An old Rabbi once asked his pupils how they could tell when the night had ended and the day had begun.


"Could it be," asked one of the students, "when you can see an animal in the distance and tell whether it's a sheep or a dog?"


"No," answered the rabbi.


Another asked, "Is it when you can look at a tree in the distance and tell whether it's a fig tree or a peach tree?"


"No," answered the rabbi.


"Then when is it?" the pupils demanded.


"It is when you can look on the face of any man or woman and see that it is your sister or brother. Because if you cannot see this, it is still night." (from 'A Hasidic tale')
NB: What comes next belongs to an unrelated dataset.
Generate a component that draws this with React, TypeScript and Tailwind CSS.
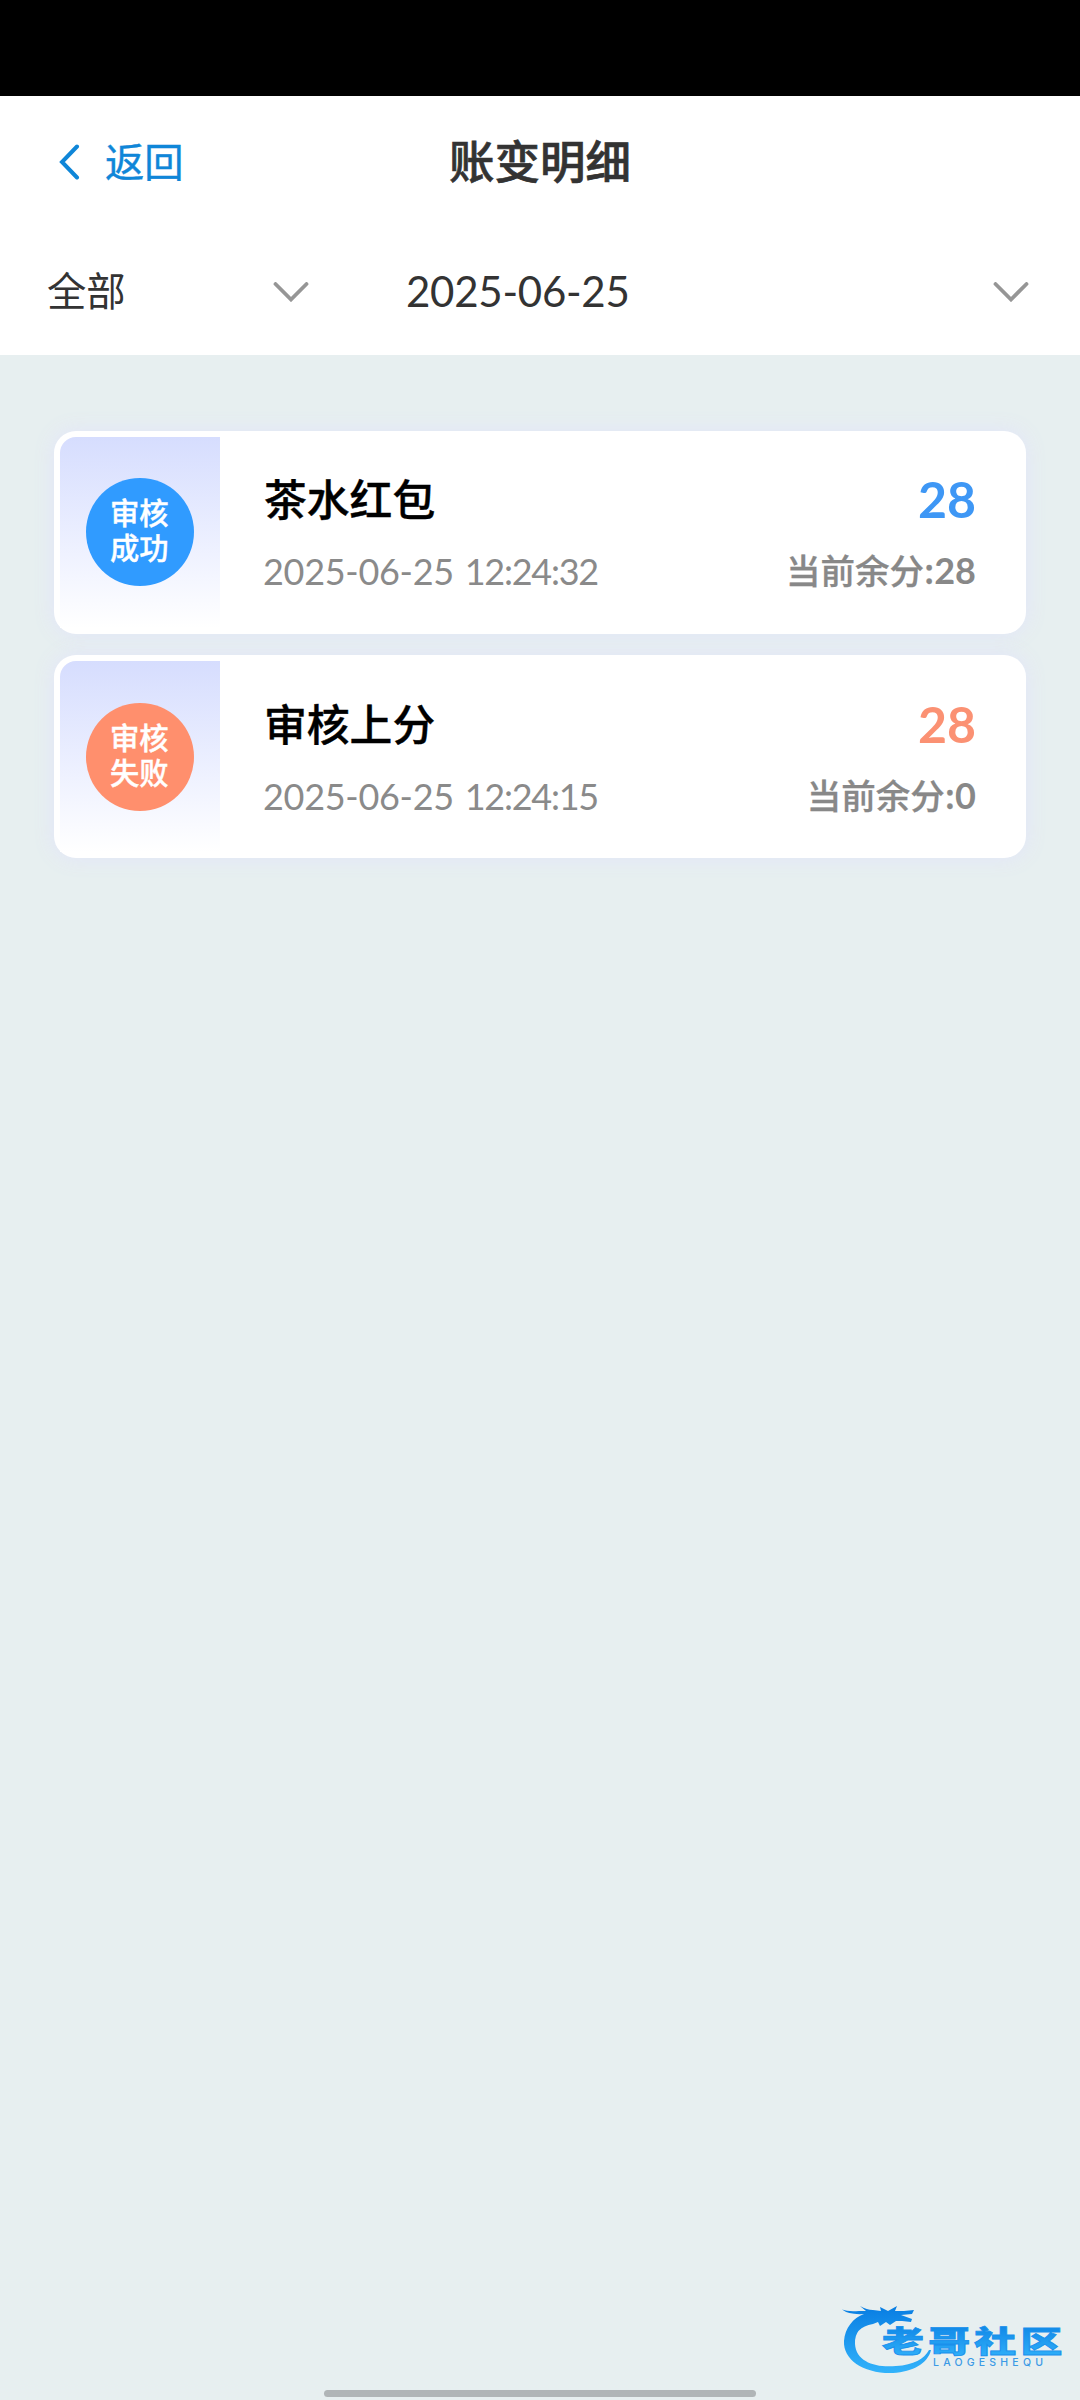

As expressed by poet/writer Suzy Kassem:


"Nobody can turn you into a slave unless you allow them. Nobody can make you afraid of anything, unless you allow them. Nobody can tell you to do something wrong, unless you allow them. God never created you to be a slave, man did. God never created division or set up any borders between brothers, man did. God never told you hurt or kill another, man did. So why is man your god, and not the Creator?"


The Scripture is also consistent in reminding that we are one family with God Himself as our one Father. As the prophets intoned:


"Have we not all one Father? Has not one God created us? Why do we deal treacherously with one another By profaning the covenant of the fathers?" (Malachi 2:10)


Yet the best definition of true brotherhood that anybody could say is what Jesus told his disciples: "Greater love hath no man than this, that a man lay down his life for his friends" (John 15:13).


And he followed his own words. He laid down his life for all of us.